┌──
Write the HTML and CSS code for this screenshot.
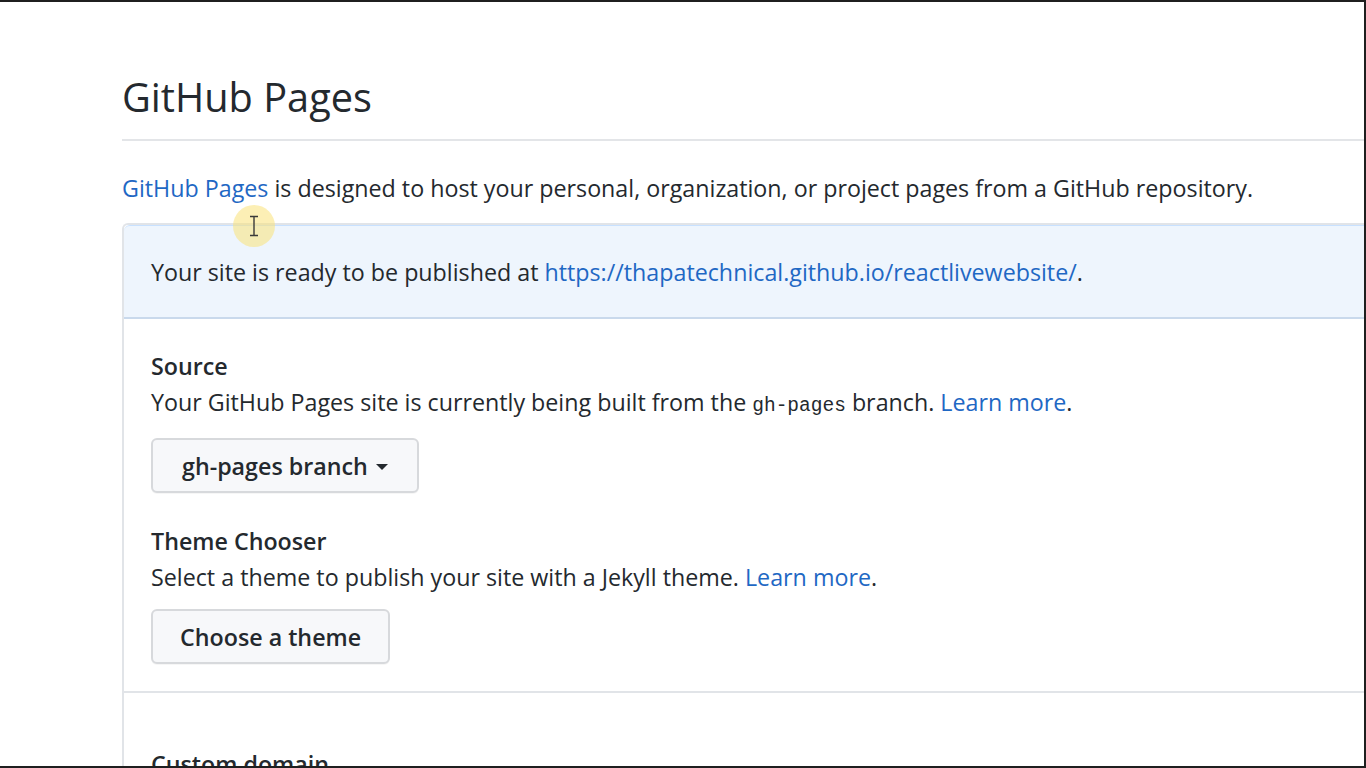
FILE: index.html
```html
<!DOCTYPE html>
<html>
<head>
<meta charset="utf-8">
<link rel="stylesheet" href="styles.css">
<title>GitHub Pages</title>
</head>
<body>
<div class="screen">
  <div class="page">
    <h2 class="subhead">GitHub Pages</h2>
    <p class="intro"><a href="#" class="link">GitHub Pages</a> is designed to host your personal, organization, or project pages from a GitHub repository.</p>
    <div class="box">
      <div class="flash">Your site is ready to be published at <a href="#" class="link">https://thapatechnical.github.io/reactlivewebsite/</a>.</div>
      <div class="box-body">
        <div class="section">
          <h4 class="label">Source</h4>
          <p class="note">Your GitHub Pages site is currently being built from the <code class="code">gh-pages</code> branch. <a href="#" class="link">Learn more</a>.</p>
          <button class="btn btn-first">gh-pages branch <span class="caret"></span></button>
          <h4 class="label label-gap">Theme Chooser</h4>
          <p class="note">Select a theme to publish your site with a Jekyll theme. <a href="#" class="link">Learn more</a>.</p>
          <button class="btn btn-second">Choose a theme</button>
        </div>
        <div class="section section-next">
          <h4 class="label">Custom domain</h4>
        </div>
      </div>
    </div>
  </div>
  <div class="cursor-spot">
    <svg width="12" height="22" viewBox="0 0 12 22"><path d="M2 1.5h8M6 1.5v19M2 20.5h8" stroke="#3a3a3a" stroke-width="1.4" fill="none"/></svg>
  </div>
</div>
</body>
</html>
```

FILE: styles.css
```css
* { box-sizing: border-box; }
html, body { margin: 0; padding: 0; background: #fff; }
body {
  font-family: "Open Sans", "Noto Sans", sans-serif;
  color: #24292e;
}
.screen {
  position: relative;
  width: 1366px;
  height: 768px;
  overflow: hidden;
  border-top: 2px solid #1f1f1f;
  border-right: 2px solid #1f1f1f;
  border-bottom: 2px solid #1f1f1f;
}
.page {
  padding-left: 122px;
  width: 1500px;
}
.subhead {
  margin: 70px 0 0 0;
  font-size: 39.7px;
  font-weight: 400;
  line-height: 50px;
  padding-bottom: 17px;
  border-bottom: 2px solid #e3e5e8;
}
.intro {
  margin: 29px 0 0 0;
  font-size: 23.25px;
  line-height: 36px;
}
.link { color: #1f68c4; text-decoration: none; }
.box {
  margin-top: 17px;
  border: 2px solid #e1e4e8;
  border-radius: 6px 0 0 6px;
  border-right: none;
}
.flash {
  background: #eef5fd;
  border-bottom: 2px solid #c9d9ec;
  border-top: 1px solid #c8e1ff;
  padding: 28px 29px 27px 27px;
  font-size: 23.25px;
  line-height: 36px;
  border-radius: 6px 0 0 0;
  white-space: nowrap;
}
.box-body { padding: 0 0 0 27px; }
.section { padding: 29px 0 27px 0; }
.section-next {
  border-top: 2px solid #e1e4e8;
  margin-left: -27px;
  padding-left: 27px;
  padding-top: 53px;
}
.label {
  margin: 0;
  font-size: 23.25px;
  font-weight: 600;
  line-height: 36px;
}
.label-gap { margin-top: 30px; }
.note {
  margin: 0;
  font-size: 23.25px;
  line-height: 36px;
  white-space: nowrap;
}
.code {
  font-family: "Liberation Mono", monospace;
  font-size: 19.5px;
}
.btn {
  display: flex;
  width: max-content;
  align-items: center;
  gap: 8px;
  height: 55px;
  padding: 0 29px;
  font-family: inherit;
  font-size: 23.25px;
  font-weight: 600;
  color: #24292e;
  background: #f7f8fa;
  border: 2px solid #d7d9dc;
  border-radius: 6px;
  box-shadow: 0 1px 0 rgba(27,31,35,.04);
  white-space: nowrap;
}
.btn-first { margin-top: 14px; }
.btn-second { margin-top: 14px; padding: 0 27px; }
.caret {
  display: inline-block;
  width: 0; height: 0;
  border-left: 6px solid transparent;
  border-right: 6px solid transparent;
  border-top: 6px solid #24292e;
  margin-top: 2px;
}
.cursor-spot {
  position: absolute;
  left: 233px;
  top: 203px;
  width: 42px;
  height: 42px;
  border-radius: 50%;
  background: rgba(250, 225, 120, 0.55);
  display: flex;
  align-items: center;
  justify-content: center;
}
```
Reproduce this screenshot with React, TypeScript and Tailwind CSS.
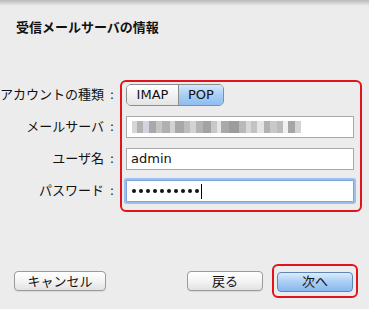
import React from 'react';

const jp = '"Lucida Grande", "DejaVu Sans", "Noto Sans CJK JP", sans-serif';

// pixelated placeholder standing in for the blurred server address
const blur = [
  ['#d6d6d6', 5], ['#b3b3b3', 6], ['#d0d6dc', 6], ['#a9a9a9', 7], ['#c6c6c6', 6],
  ['#b0b0b0', 8], ['#d2d2d2', 5], ['#a8a8a8', 9], ['#bdbdbd', 6], ['#d3d3d3', 6],
  ['#b4b4b4', 7], ['#a3a3a3', 8], ['#c8c8c8', 6], ['#e6e6e6', 4], ['#a9a9a9', 8],
  ['#9c9c9c', 10], ['#b9b9b9', 7], ['#d8d8d8', 5], ['#c3c3c3', 6], ['#e4e4e4', 7],
  ['#b2b2b2', 6], ['#c9c9c9', 7], ['#bcbcbc', 6], ['#f0f0f0', 5], ['#a6a6a6', 7],
  ['#d4d4d4', 6],
] as const;

const Label: React.FC<{ children: React.ReactNode }> = ({ children }) => (
  <div className="h-[22px] flex items-center justify-end whitespace-nowrap text-[13px] text-[#111]">
    {children}
    <span className="ml-[4px] w-[8px] text-center">:</span>
  </div>
);

const PlainButton: React.FC<{ children: React.ReactNode; className?: string }> = ({ children, className = '' }) => (
  <button
    className={`h-[20px] rounded-[4px] border border-[#9b9b9b] bg-gradient-to-b from-[#ffffff] via-[#f4f4f4] to-[#e2e2e2] text-[13px] leading-none text-[#111] shadow-[0_1px_0_rgba(0,0,0,0.08)] ${className}`}
  >
    {children}
  </button>
);

export default function App() {
  return (
    <div className="w-[369px] h-[309px] bg-[#ececec] flex flex-col overflow-hidden" style={{ fontFamily: jp }}>
      <div className="h-[6px] bg-gradient-to-b from-[#b9b9b9] to-[#ececec]" />

      <div className="pl-[16px] pt-[13px] h-[35px] text-[13px] font-bold text-[#111] leading-[18px]">
        受信メールサーバの情報
      </div>

      <div className="mt-[39px] flex">
        <div className="w-[120px] pt-[4px] pr-[4px] flex flex-col gap-[10px]">
          <Label>アカウントの種類</Label>
          <Label>メールサーバ</Label>
          <Label>ユーザ名</Label>
          <Label>パスワード</Label>
        </div>

        <div className="w-[242px] h-[132px] border-2 border-[#e2141b] rounded-[6px] pl-[4px] pr-[6px] pt-[2px] flex flex-col gap-[10px]">
          <div className="h-[22px] w-[98px] flex rounded-[5px] border border-[#8d8d8d] overflow-hidden text-[13px] text-[#111]">
            <div className="w-[52px] flex items-center justify-center bg-gradient-to-b from-[#ffffff] to-[#e4e4e4] border-r border-[#8d8d8d]">
              IMAP
            </div>
            <div className="flex-1 flex items-center justify-center bg-gradient-to-b from-[#d5e8fb] via-[#a9cef4] to-[#8fbdef]">
              POP
            </div>
          </div>

          <div className="h-[22px] w-[228px] border border-[#a9a9a9] bg-white flex items-center pl-[5px]">
            <div className="flex h-[12px]">
              {blur.map(([c, w], i) => (
                <div key={i} className="h-full" style={{ backgroundColor: c, width: w }} />
              ))}
            </div>
          </div>

          <div className="h-[22px] w-[228px] border border-[#a9a9a9] bg-white flex items-center pl-[4px] text-[13px] text-[#111]">
            admin
          </div>

          <div className="h-[22px] w-[228px] border border-[#7aa6dc] bg-white flex items-center pl-[5px] shadow-[0_0_0_2px_#9cc0ea] rounded-[1px]">
            <div className="flex gap-[3px]">
              {Array.from({ length: 10 }).map((_, i) => (
                <span key={i} className="w-[4px] h-[4px] rounded-full bg-[#111]" />
              ))}
            </div>
            <span className="w-[1px] h-[15px] bg-black ml-[2px]" />
          </div>
        </div>
      </div>

      <div className="mt-[52px] flex items-center">
        <PlainButton className="ml-[14px] w-[92px]">キャンセル</PlainButton>
        <PlainButton className="ml-[81px] w-[76px]">戻る</PlainButton>
        <div className="ml-[9px] p-[3px] border-2 border-[#e2141b] rounded-[6px]">
          <button className="h-[20px] w-[76px] rounded-[4px] border border-[#5f84b8] bg-gradient-to-b from-[#dcecfc] via-[#a8cdf4] to-[#88b8ee] text-[13px] leading-none text-[#111]">
            次へ
          </button>
        </div>
      </div>
    </div>
  );
}
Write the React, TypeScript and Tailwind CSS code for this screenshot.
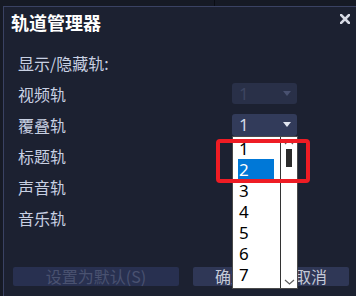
└──
- **Objective**
Copy every line that includes the string "code" from the material above.

- **Task solution**
Write the HTML and CSS code for this screenshot.
          <p class="note">Your GitHub Pages site is currently being built from the <code class="code">gh-pages</code> branch. <a href="#" class="link">Learn more</a>.</p>
.code {
Write the React, TypeScript and Tailwind CSS code for this screenshot.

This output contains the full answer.